多くの不動産業者が「地域密着型」と宣伝し、営業しています。そのため、不動産業者によって得意な地域が存在し、その土地について知っている情報量が全く違います。
それぞれの物件が離れた地域にある場合、売却する物件を依頼した業者に全く違う地域の物件の購入をお願いすることになります。ということは、不動産業者にとって購入する物件の地域は得意なエリアから外れているということになります。
「地域密着型」で地元の情報に強い不動産業者であればわかる情報でも、他の地域にある不動産業者ではわからないということもあるのです。
違う地域の物件のことも、依頼をすればもちろん引き受けてくれることの方が多いですが、その業者にとっては得意なエリアではなく情報量に限りがあるため、損する可能性もでてきます。

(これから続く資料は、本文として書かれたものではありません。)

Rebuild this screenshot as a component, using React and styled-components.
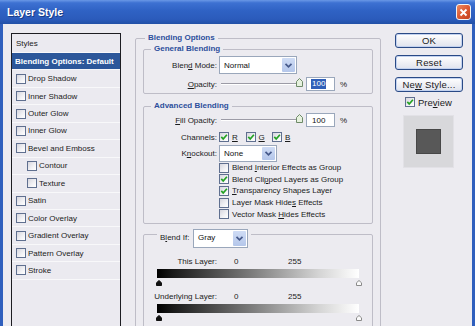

このように、売却する物件と、購入する物件の地域が違う場合は、売却の依頼は売却物件のある地域の業者に、購入の依頼は購入する地域の業者にそれぞれ任せた方がおすすめです。
まとめ
以上、「売却」と「購入」を同じ不動産業者に依頼した場合のメリットとデメリットを紹介しました。
売却する物件と購入する物件の地域が同じ場合は、一社にまとめて依頼をするのがおすすめです。その場合のデメリットは特にないことがこの記事を読んでわかっていただけたと思います。
しかし、不動産業者によって得意なエリアとそうではないエリアが存在するため、売却する物件と購入する物件の地域が異なる場合は、よく検討して決めましょう。
上手に不動産業者を選ぶことが住み替えを成功させるポイントとなります。